We spent some time at Wilson’s googling pirates, not the Hollywood variety, but actual historical pirates. There were eye patches, bandanas, tri-cornered hats, lots of rings, lots of necklaces, large gold hoop ear rings and a few face tattoos. Leslie said that I need to opt out of my polo shirts as a start, but what to replace them with: puffy shirts a-la Seinfeld? I will have to come back to the real world someday, so face tattoos are probably out of the question. Maybe some piercings, those can be taken out once employment raises its head again, but do I really think that I will look more interesting with gold hoop earrings, or will I just look like an ugly girl from the 1990’s?

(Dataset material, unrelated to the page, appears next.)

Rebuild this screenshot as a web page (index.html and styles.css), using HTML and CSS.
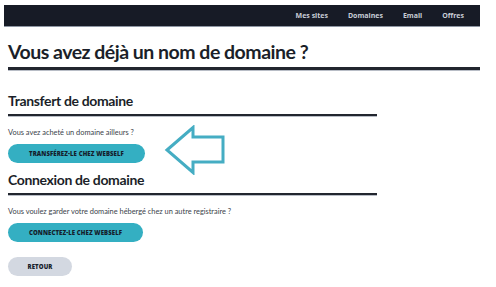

Although I am not a pirate and don’t really intend to become one, I am a sailor. It is not the clothes that make a sailor a sailor, I would say that it is the sailing. I have sailed 9000 miles across the pacific, 75 days and nights on the high seas and spent a good deal of time in the fabled islands of the South Pacific exploring thru jungles, getting a tattoo and drinking at least my fair share of rum. Maybe it is Hollywood that has the wrong image of a pirate. Maybe the pirates would have opted for quick drying, wrinkle free polo shirts had they been available in the era. Maybe Captain Jack Sparrow will have easily maintained short hair in the next film. But until Hollywood comes to its senses, I will keep an eye open for any shops selling tri-cornered hats and gold hoop earrings.